What to work on: In the data below, find each line containing the string "React" and return it.

Dataset extract:
__________________________________________________
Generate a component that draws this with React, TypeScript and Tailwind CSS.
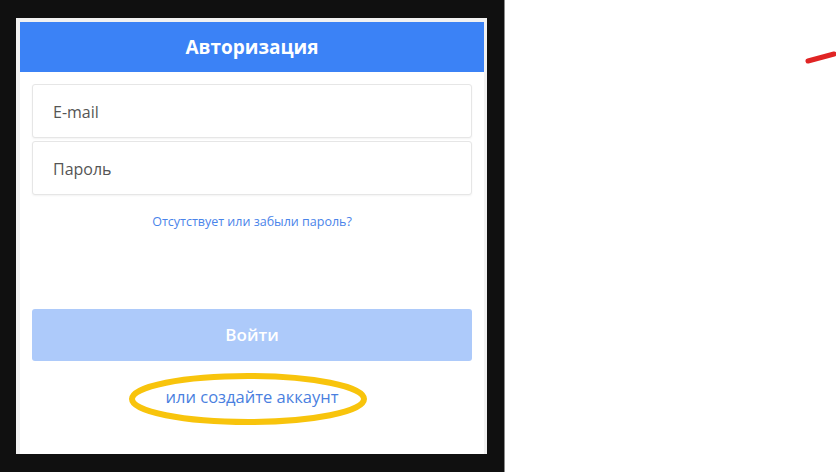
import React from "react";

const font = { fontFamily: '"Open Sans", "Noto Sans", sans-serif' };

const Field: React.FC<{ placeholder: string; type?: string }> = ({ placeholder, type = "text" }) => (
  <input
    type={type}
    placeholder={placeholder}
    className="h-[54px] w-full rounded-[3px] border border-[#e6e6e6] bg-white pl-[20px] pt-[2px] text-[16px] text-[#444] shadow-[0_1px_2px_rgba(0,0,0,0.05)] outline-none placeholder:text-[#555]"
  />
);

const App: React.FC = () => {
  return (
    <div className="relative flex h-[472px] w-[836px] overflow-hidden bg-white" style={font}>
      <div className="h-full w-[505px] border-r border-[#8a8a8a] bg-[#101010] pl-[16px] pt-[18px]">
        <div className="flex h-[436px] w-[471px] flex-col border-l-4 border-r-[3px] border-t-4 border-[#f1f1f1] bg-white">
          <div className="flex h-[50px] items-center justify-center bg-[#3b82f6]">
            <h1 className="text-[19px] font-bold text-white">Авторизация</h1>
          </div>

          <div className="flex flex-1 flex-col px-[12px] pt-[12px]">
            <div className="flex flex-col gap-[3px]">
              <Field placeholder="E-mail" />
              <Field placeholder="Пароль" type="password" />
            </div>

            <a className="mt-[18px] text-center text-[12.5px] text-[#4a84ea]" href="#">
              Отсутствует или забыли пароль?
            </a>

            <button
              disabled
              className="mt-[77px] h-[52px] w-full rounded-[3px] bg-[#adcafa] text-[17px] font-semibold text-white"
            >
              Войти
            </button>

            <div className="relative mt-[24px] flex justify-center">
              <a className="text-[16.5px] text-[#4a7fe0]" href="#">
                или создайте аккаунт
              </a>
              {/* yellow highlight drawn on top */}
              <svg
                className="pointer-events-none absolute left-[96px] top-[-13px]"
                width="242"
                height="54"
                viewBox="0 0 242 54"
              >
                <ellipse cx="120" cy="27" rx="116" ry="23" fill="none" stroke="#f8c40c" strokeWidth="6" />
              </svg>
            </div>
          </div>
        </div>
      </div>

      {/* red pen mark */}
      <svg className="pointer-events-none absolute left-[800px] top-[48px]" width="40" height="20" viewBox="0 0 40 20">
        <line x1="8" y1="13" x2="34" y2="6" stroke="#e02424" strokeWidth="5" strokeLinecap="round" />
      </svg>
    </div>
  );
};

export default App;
__________________________________________________
Solution:
Generate a component that draws this with React, TypeScript and Tailwind CSS.
import React from "react";
const Field: React.FC<{ placeholder: string; type?: string }> = ({ placeholder, type = "text" }) => (
const App: React.FC = () => {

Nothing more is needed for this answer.